Established in 1983, the festival was originally organised by the White Horse Folk Club. Over the years it grew steadily in size and became based at Beverley Leisure Centre, with the venue hosting the main stage, with further music and craft tents on the adjacent site along with the campsite. Nearby pubs in the town including the Sun Inn and Tiger Inn also hosted live music, and the town centre various fringe events. Songwriter and radio broadcaster Mike Harding, and playwright and dramatist John Godber are among the festival patrons.

Past line-ups have ranged from folk legends such as The Watersons, Steeleye Span, Oysterband, Ralph McTell, Lindisfarne, and the Peatbog Faeries, to Billy Bragg, Barbara Dickson and The Proclaimers. Contemporary performers have included Levellers, Chumbawamba, Seth Lakeman, Bellowhead, Eliza Carthy and Blackbeard's Tea Party. Outside the realms of mainstream folk music, headliners have ranged from Joe Brown to Paul Carrack.

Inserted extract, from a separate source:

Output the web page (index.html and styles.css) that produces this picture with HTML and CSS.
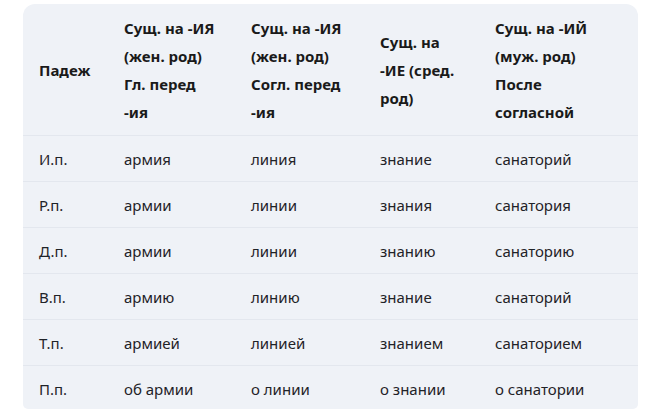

The festival was run on a not-for-profit basis and managed by a board of volunteer directors with volunteers involved across all areas of the festival.

==Racecourse (2013–2018)==
In 2013, the festival moved to Beverley Racecourse and expanded during the next five years. The Racecourse site included: The Festival Village (food and craft stalls and open-air performances), Main Stage Marquee (The Big Top) (large marquee hosting festival headliners, with a capacity of over 1000), Concert Marquee (The Little Top) (smaller marquee showcasing new and old artists), The Atom (venue hosting the Late Night and Moonbeams Sessions, beer tent and improvised music), The Racecourse Rooms (main Grandstand function rooms/bars hosting talks, open music sessions, The Westwood Sessions and comedy, drama and talks), and Children’s Marquee (running arts, crafts and music for children). Alongside the Racecourse site continued the Fringe Festival, in and around Beverley Market Place and pubs.

In April 2018, it was suddenly announced that the years festival would be cancelled, citing the loss of its primary source of funding as the reason for its cancellation. The company was placed into immediate voluntary liquidation.

==Fringe festival (2018)==

Within hours of the news emerging of the cancellation of the 2018 festival, organisers involved in Fringe Festival events announced their intention to host an enlarged fringe to fill the void.

Reflecting very much the festival origins and roots, a reformed and expanded Fringe Festival ran over the planned three days with performances at venues including The Tiger, Sun Inn and Monks Walk public houses, Memorial Hall, East Riding Theatre, as well in and around the town centre.

==Return of the folk festival (2022-)==

The festival returned in 2022 with performances at venues across the town including St Mary's Church, East Riding Theatre, Memorial Hall, The Sun Inn, The Monks Walk, St Nicholas Church, and the streets of Beverley. Headline acts have included The Trials of Cato, The Brothers Gillespie, Iona Lane, Henry Parker, and Stornoway.